→ **DESCRIPTION OF THE TASK**:
Copy out the records in full, word for word, without pictures.

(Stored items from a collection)
>>

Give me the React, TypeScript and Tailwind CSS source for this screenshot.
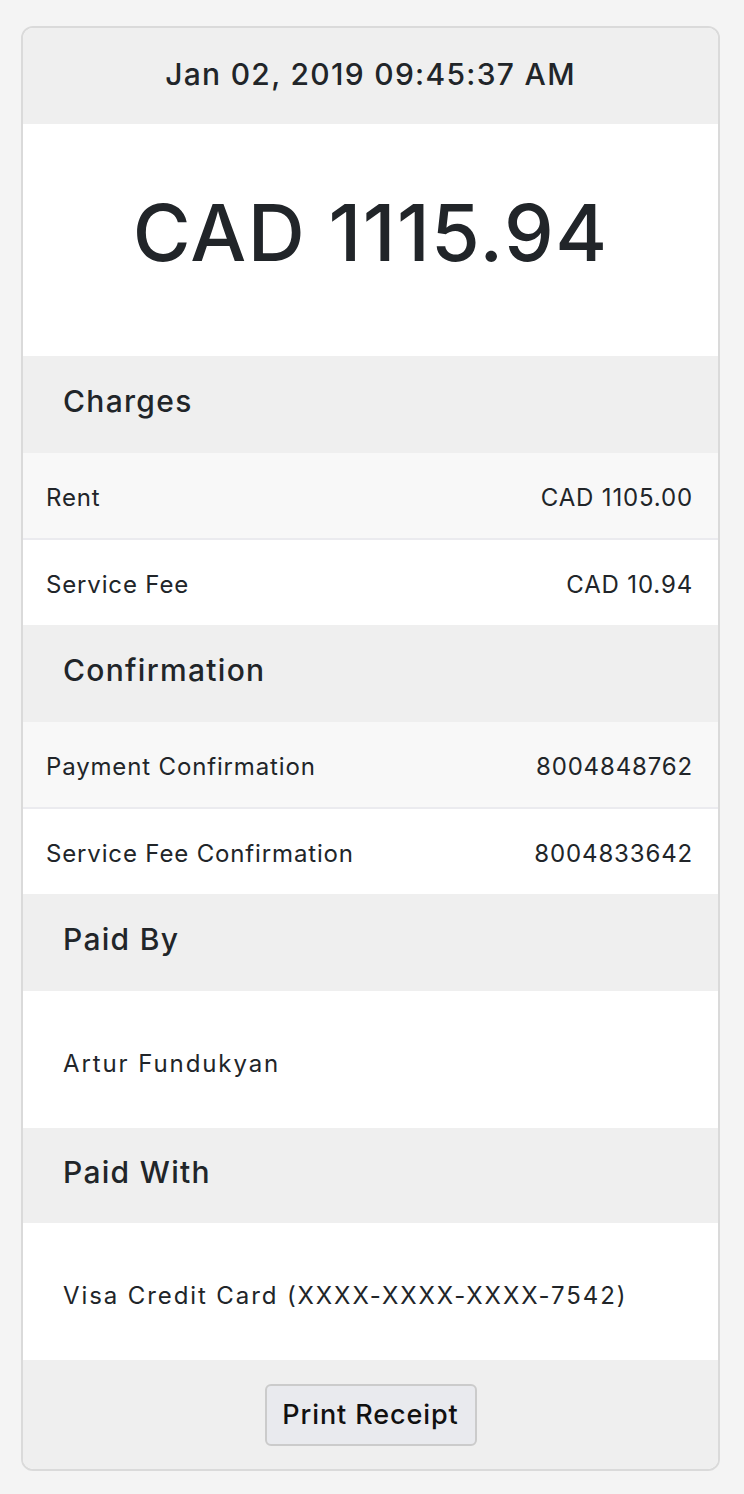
import React from "react";

const font = { fontFamily: 'Inter, "Open Sans", "Liberation Sans", sans-serif' };

function SectionHeader({ title, h = "h-[97px]" }: { title: string; h?: string }) {
  return (
    <div className={`flex ${h} items-center bg-[#efefef] pb-[6px] pl-[40px]`}>
      <h2 className="text-[30px] font-medium tracking-[1.3px] text-[#212529]">{title}</h2>
    </div>
  );
}

function Row({ label, value, striped, bordered }: { label: string; value: string; striped?: boolean; bordered?: boolean }) {
  return (
    <div
      className={`flex items-center justify-between pl-[23px] pr-[25px] pt-[5px] text-[24px] tracking-[0.85px] text-[#212529] ${
        striped ? "bg-[#f8f8f8]" : "bg-white"
      } ${bordered ? "h-[87px] border-b-2 border-[#ebebef]" : "h-[85px]"}`}
    >
      <span>{label}</span>
      <span>{value}</span>
    </div>
  );
}

function Block({ children }: { children: React.ReactNode }) {
  return (
    <div className="flex h-[137px] items-center bg-white pl-[40px] pt-[8px] text-[24px] tracking-[1.9px] text-[#212529]">
      {children}
    </div>
  );
}

export default function App() {
  return (
    <div className="min-h-[1494px] bg-[#f4f4f4] pb-[23px] pl-[21px] pr-[24px] pt-[26px]" style={font}>
      <div className="overflow-hidden rounded-xl border-2 border-[#dadada] bg-white">
        <div className="flex h-[96px] items-center justify-center bg-[#efefef] pb-[4px]">
          <span className="text-[30px] font-medium tracking-[1.3px] text-[#212529]">Jan 02, 2019 09:45:37 AM</span>
        </div>
        <div className="flex h-[232px] items-center justify-center bg-white pb-[16px]">
          <span className="text-[79px] font-medium leading-none tracking-[1.4px] text-[#212529]">CAD 1115.94</span>
        </div>
        <SectionHeader title="Charges" />
        <Row label="Rent" value="CAD 1105.00" striped bordered />
        <Row label="Service Fee" value="CAD 10.94" />
        <SectionHeader title="Confirmation" />
        <Row label="Payment Confirmation" value="8004848762" striped bordered />
        <Row label="Service Fee Confirmation" value="8004833642" />
        <SectionHeader title="Paid By" />
        <Block>Artur Fundukyan</Block>
        <SectionHeader title="Paid With" h="h-[95px]" />
        <Block>Visa Credit Card (XXXX-XXXX-XXXX-7542)</Block>
        <div className="flex h-[109px] items-start justify-center bg-[#efefef] pt-[24px]">
          <button className="flex h-[62px] w-[212px] items-center justify-center rounded-md border-2 border-[#cbcbcb] bg-[#e9eaee] text-[27px] font-medium tracking-[0.9px] text-[#111]">
            Print Receipt
          </button>
        </div>
      </div>
    </div>
  );
}
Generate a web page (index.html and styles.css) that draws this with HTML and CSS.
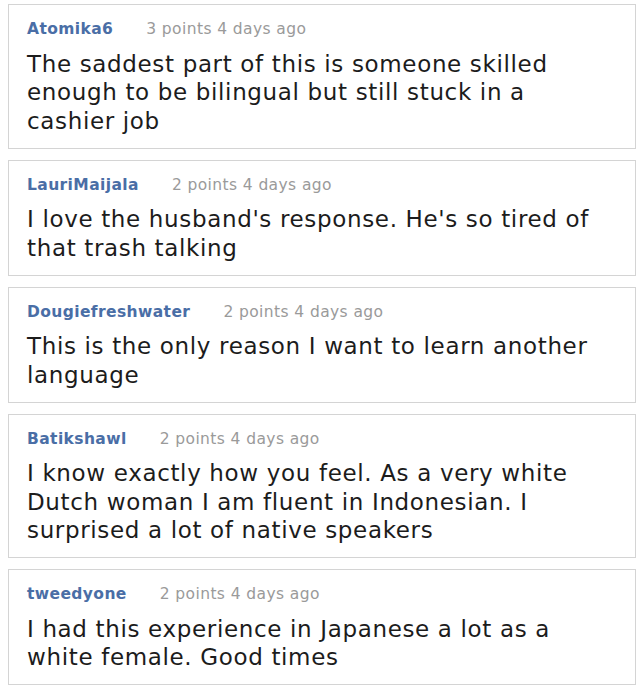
FILE: index.html
```html
<!DOCTYPE html>
<html>
<head>
<meta charset="utf-8">
<link rel="stylesheet" href="styles.css">
</head>
<body>
<div class="list">
  <div class="card">
    <div class="meta"><span class="user">Atomika6</span><span class="info">3 points 4 days ago</span></div>
    <p class="text">The saddest part of this is someone skilled enough to be bilingual but still stuck in a cashier job</p>
  </div>
  <div class="card">
    <div class="meta"><span class="user">LauriMaijala</span><span class="info">2 points 4 days ago</span></div>
    <p class="text">I love the husband's response. He's so tired of that trash talking</p>
  </div>
  <div class="card">
    <div class="meta"><span class="user">Dougiefreshwater</span><span class="info">2 points 4 days ago</span></div>
    <p class="text">This is the only reason I want to learn another language</p>
  </div>
  <div class="card">
    <div class="meta"><span class="user">Batikshawl</span><span class="info">2 points 4 days ago</span></div>
    <p class="text">I know exactly how you feel. As a very white Dutch woman I am fluent in Indonesian. I surprised a lot of native speakers</p>
  </div>
  <div class="card">
    <div class="meta"><span class="user">tweedyone</span><span class="info">2 points 4 days ago</span></div>
    <p class="text">I had this experience in Japanese a lot as a white female. Good times</p>
  </div>
</div>
</body>
</html>
```
FILE: styles.css
```css
html, body {
  margin: 0;
  padding: 0;
  background: #ffffff;
}
body {
  font-family: "DejaVu Sans", Verdana, sans-serif;
}
.list {
  display: flex;
  flex-direction: column;
  gap: 11px;
  padding: 4px 4px 0 8px;
}
.card {
  border: 1px solid #d4d4d4;
  padding: 13px 28px 12.5px 18px;
}
.meta {
  display: flex;
  align-items: baseline;
  gap: 33px;
  line-height: 22px;
  font-size: 15.5px;
  letter-spacing: 0.4px;
}
.user {
  color: #4a6ea6;
  font-weight: bold;
}
.info {
  color: #9a9a9a;
}
.text {
  margin: 9.5px 0 0 0;
  font-size: 23px;
  letter-spacing: 0.65px;
  line-height: 28.5px;
  color: #1c1c1c;
}
```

<<

→ **ANSWER TO THE EXERCISE**:
Give me the React, TypeScript and Tailwind CSS source for this screenshot.
import React from "react";

const font = { fontFamily: 'Inter, "Open Sans", "Liberation Sans", sans-serif' };

function SectionHeader({ title, h = "h-[97px]" }: { title: string; h?: string }) {
  return (
    <div className={`flex ${h} items-center bg-[#efefef] pb-[6px] pl-[40px]`}>
      <h2 className="text-[30px] font-medium tracking-[1.3px] text-[#212529]">{title}</h2>
    </div>
  );
}

function Row({ label, value, striped, bordered }: { label: string; value: string; striped?: boolean; bordered?: boolean }) {
  return (
    <div
      className={`flex items-center justify-between pl-[23px] pr-[25px] pt-[5px] text-[24px] tracking-[0.85px] text-[#212529] ${
        striped ? "bg-[#f8f8f8]" : "bg-white"
      } ${bordered ? "h-[87px] border-b-2 border-[#ebebef]" : "h-[85px]"}`}
    >
      <span>{label}</span>
      <span>{value}</span>
    </div>
  );
}

function Block({ children }: { children: React.ReactNode }) {
  return (
    <div className="flex h-[137px] items-center bg-white pl-[40px] pt-[8px] text-[24px] tracking-[1.9px] text-[#212529]">
      {children}
    </div>
  );
}

export default function App() {
  return (
    <div className="min-h-[1494px] bg-[#f4f4f4] pb-[23px] pl-[21px] pr-[24px] pt-[26px]" style={font}>
      <div className="overflow-hidden rounded-xl border-2 border-[#dadada] bg-white">
        <div className="flex h-[96px] items-center justify-center bg-[#efefef] pb-[4px]">
          <span className="text-[30px] font-medium tracking-[1.3px] text-[#212529]">Jan 02, 2019 09:45:37 AM</span>
        </div>
        <div className="flex h-[232px] items-center justify-center bg-white pb-[16px]">
          <span className="text-[79px] font-medium leading-none tracking-[1.4px] text-[#212529]">CAD 1115.94</span>
        </div>
        <SectionHeader title="Charges" />
        <Row label="Rent" value="CAD 1105.00" striped bordered />
        <Row label="Service Fee" value="CAD 10.94" />
        <SectionHeader title="Confirmation" />
        <Row label="Payment Confirmation" value="8004848762" striped bordered />
        <Row label="Service Fee Confirmation" value="8004833642" />
        <SectionHeader title="Paid By" />
        <Block>Artur Fundukyan</Block>
        <SectionHeader title="Paid With" h="h-[95px]" />
        <Block>Visa Credit Card (XXXX-XXXX-XXXX-7542)</Block>
        <div className="flex h-[109px] items-start justify-center bg-[#efefef] pt-[24px]">
          <button className="flex h-[62px] w-[212px] items-center justify-center rounded-md border-2 border-[#cbcbcb] bg-[#e9eaee] text-[27px] font-medium tracking-[0.9px] text-[#111]">
            Print Receipt
          </button>
        </div>
      </div>
    </div>
  );
}
Generate a web page (index.html and styles.css) that draws this with HTML and CSS.
FILE: index.html
```html
<!DOCTYPE html>
<html>
<head>
<meta charset="utf-8">
<link rel="stylesheet" href="styles.css">
</head>
<body>
<div class="list">
  <div class="card">
    <div class="meta"><span class="user">Atomika6</span><span class="info">3 points 4 days ago</span></div>
    <p class="text">The saddest part of this is someone skilled enough to be bilingual but still stuck in a cashier job</p>
  </div>
  <div class="card">
    <div class="meta"><span class="user">LauriMaijala</span><span class="info">2 points 4 days ago</span></div>
    <p class="text">I love the husband's response. He's so tired of that trash talking</p>
  </div>
  <div class="card">
    <div class="meta"><span class="user">Dougiefreshwater</span><span class="info">2 points 4 days ago</span></div>
    <p class="text">This is the only reason I want to learn another language</p>
  </div>
  <div class="card">
    <div class="meta"><span class="user">Batikshawl</span><span class="info">2 points 4 days ago</span></div>
    <p class="text">I know exactly how you feel. As a very white Dutch woman I am fluent in Indonesian. I surprised a lot of native speakers</p>
  </div>
  <div class="card">
    <div class="meta"><span class="user">tweedyone</span><span class="info">2 points 4 days ago</span></div>
    <p class="text">I had this experience in Japanese a lot as a white female. Good times</p>
  </div>
</div>
</body>
</html>
```
FILE: styles.css
```css
html, body {
  margin: 0;
  padding: 0;
  background: #ffffff;
}
body {
  font-family: "DejaVu Sans", Verdana, sans-serif;
}
.list {
  display: flex;
  flex-direction: column;
  gap: 11px;
  padding: 4px 4px 0 8px;
}
.card {
  border: 1px solid #d4d4d4;
  padding: 13px 28px 12.5px 18px;
}
.meta {
  display: flex;
  align-items: baseline;
  gap: 33px;
  line-height: 22px;
  font-size: 15.5px;
  letter-spacing: 0.4px;
}
.user {
  color: #4a6ea6;
  font-weight: bold;
}
.info {
  color: #9a9a9a;
}
.text {
  margin: 9.5px 0 0 0;
  font-size: 23px;
  letter-spacing: 0.65px;
  line-height: 28.5px;
  color: #1c1c1c;
}
```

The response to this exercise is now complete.